Scaling Mt. Kenya (5,199 m)
Mount Kenya (5,199 m), second only to Kilimanjaro (5,895 m) in Africa, actually consists of several peaks, the third highest (Point Lenana, 4,985 m) of which can be scaled without ropes. The park is stunning, with a wide variety of habitats. There are a number of approaches, with the slightly longer Chogoria being the most beautiful. Sirimon is a good alternative, and the two can be combined for a 5/6-day walk. The walking begins around 3,000 m, and if you are coming from Nairobi (1,500 m), be sure to take the high altitude into account. The summit is best experienced at sunrise; the peak of Mt Kilimanjaro can be seen on clear mornings. The hike is tough, and many visitors have to turn back before they reach the top.

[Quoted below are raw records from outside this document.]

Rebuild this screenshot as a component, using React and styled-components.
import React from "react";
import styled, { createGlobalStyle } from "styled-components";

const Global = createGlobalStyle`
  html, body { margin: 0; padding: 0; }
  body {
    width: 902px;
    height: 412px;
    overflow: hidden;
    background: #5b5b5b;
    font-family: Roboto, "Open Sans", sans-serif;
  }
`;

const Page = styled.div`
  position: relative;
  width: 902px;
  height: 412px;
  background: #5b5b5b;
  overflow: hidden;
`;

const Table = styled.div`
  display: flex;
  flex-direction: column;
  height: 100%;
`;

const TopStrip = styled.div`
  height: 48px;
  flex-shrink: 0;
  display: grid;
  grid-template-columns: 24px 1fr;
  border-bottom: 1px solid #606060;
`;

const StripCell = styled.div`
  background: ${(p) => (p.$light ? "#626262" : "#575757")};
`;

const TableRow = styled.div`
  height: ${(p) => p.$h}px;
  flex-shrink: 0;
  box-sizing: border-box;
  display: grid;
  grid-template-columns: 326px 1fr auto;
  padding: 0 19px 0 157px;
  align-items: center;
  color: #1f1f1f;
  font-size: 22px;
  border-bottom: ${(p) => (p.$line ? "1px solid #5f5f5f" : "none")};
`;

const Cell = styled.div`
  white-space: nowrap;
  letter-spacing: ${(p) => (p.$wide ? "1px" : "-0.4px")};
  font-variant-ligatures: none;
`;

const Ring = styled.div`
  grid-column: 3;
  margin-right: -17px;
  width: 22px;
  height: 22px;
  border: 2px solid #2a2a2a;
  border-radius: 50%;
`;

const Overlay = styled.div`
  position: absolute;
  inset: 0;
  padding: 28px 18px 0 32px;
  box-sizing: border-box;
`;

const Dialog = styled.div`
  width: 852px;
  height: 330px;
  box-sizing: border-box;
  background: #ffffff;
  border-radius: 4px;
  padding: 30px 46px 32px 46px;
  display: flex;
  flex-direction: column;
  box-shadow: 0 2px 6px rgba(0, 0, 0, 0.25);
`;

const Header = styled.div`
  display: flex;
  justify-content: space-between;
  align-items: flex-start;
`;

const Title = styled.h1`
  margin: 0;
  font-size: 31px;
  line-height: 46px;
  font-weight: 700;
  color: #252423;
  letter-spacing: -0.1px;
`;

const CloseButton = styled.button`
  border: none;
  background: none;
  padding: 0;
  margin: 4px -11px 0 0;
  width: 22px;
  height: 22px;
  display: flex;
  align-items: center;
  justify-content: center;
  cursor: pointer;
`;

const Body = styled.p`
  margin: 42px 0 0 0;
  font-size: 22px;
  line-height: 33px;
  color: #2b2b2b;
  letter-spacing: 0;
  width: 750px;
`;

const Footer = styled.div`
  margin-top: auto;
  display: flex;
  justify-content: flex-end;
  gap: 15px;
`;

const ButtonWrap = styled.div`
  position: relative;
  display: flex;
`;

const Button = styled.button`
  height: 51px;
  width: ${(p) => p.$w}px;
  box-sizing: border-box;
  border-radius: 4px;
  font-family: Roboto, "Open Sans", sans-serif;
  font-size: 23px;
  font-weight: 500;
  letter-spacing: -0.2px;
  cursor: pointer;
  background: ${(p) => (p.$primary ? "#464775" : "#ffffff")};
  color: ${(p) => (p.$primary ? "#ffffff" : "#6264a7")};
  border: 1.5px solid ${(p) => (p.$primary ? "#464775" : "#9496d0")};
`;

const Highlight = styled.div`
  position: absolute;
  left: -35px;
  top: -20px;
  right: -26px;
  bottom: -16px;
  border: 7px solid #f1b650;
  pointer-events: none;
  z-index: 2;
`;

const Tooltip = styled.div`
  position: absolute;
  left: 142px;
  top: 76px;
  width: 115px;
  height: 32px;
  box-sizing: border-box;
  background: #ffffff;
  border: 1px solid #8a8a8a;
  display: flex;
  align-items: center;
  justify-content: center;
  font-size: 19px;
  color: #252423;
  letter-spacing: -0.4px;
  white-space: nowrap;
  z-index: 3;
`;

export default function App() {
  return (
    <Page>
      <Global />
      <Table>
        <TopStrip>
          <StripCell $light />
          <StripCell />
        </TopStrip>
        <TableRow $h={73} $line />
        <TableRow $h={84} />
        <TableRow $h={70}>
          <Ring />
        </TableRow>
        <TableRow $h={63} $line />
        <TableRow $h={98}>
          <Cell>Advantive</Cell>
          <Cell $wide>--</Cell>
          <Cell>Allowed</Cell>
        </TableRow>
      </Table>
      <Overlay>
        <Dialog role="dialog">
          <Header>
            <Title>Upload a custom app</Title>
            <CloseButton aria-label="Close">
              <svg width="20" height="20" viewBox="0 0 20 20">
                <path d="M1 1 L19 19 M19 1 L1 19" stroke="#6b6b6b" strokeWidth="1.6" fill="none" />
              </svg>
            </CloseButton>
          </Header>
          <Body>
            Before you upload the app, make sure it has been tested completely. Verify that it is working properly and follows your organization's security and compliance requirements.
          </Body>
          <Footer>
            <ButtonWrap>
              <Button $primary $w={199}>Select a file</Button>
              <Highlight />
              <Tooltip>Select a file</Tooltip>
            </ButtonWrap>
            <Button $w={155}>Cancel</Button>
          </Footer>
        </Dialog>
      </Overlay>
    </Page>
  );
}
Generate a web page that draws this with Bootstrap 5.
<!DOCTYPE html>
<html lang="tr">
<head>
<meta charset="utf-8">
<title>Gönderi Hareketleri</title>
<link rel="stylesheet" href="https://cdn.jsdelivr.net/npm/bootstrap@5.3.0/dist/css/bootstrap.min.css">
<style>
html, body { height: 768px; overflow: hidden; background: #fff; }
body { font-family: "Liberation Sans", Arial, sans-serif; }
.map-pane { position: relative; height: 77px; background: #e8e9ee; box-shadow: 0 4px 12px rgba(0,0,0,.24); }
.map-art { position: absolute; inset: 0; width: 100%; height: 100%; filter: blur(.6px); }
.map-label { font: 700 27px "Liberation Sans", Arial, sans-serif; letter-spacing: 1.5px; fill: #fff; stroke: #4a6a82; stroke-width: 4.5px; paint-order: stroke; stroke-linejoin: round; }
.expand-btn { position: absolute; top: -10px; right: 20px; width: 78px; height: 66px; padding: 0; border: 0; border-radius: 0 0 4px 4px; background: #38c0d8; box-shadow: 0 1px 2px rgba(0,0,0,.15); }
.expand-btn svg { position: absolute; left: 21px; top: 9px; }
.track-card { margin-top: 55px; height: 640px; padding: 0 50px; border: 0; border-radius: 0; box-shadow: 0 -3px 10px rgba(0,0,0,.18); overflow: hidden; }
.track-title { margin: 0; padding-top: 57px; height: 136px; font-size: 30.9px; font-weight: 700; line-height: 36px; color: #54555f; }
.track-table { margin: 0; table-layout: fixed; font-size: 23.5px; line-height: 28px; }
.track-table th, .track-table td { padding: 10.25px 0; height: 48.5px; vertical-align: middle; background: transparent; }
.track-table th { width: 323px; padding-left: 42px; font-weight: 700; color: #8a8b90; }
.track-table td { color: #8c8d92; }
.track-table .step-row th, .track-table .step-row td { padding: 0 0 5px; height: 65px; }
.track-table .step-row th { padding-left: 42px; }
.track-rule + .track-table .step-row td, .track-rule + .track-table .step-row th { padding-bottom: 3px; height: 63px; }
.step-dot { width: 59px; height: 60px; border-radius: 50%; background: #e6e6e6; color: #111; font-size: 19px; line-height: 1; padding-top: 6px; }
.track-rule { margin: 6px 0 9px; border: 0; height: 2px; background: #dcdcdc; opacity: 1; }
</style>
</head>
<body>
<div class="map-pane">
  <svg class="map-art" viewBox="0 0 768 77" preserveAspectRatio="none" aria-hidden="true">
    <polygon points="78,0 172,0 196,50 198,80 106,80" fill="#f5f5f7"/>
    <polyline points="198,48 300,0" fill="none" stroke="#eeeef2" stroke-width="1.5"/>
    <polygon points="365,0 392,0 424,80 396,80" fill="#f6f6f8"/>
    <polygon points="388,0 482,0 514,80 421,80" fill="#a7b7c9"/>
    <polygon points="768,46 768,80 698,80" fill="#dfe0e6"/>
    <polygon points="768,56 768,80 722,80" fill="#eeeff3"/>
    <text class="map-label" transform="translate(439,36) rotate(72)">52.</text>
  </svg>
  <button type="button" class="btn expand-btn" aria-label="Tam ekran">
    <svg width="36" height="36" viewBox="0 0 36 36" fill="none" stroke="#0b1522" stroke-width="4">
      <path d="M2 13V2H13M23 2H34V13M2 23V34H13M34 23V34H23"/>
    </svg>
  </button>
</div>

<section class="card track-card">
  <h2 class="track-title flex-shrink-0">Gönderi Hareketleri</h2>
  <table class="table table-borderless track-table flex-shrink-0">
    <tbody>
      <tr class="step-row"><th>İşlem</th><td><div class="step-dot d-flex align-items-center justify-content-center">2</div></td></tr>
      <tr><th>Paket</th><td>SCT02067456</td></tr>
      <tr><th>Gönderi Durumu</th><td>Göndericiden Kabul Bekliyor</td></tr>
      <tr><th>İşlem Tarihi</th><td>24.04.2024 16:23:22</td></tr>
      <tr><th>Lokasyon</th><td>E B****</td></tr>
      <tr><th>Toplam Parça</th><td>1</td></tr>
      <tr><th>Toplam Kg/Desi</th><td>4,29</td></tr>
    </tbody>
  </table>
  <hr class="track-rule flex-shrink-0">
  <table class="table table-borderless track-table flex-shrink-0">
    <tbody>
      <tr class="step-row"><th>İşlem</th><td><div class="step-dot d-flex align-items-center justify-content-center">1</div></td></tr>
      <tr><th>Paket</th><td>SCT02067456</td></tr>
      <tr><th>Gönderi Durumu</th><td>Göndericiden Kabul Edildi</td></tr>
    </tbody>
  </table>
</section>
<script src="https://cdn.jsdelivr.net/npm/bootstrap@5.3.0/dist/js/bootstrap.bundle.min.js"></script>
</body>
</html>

Hiring porters and a guide will increase your chances of success, and decrease the risk of getting lost. Also beware of the weather – the top of Mt Kenya has a permanent glacier, and temperatures on the mountains fall well below freezing on most nights. Too much rain or snow can make the experience unpleasant and dangerous. On a clear day, however, there are few places that can claim to be more beautiful.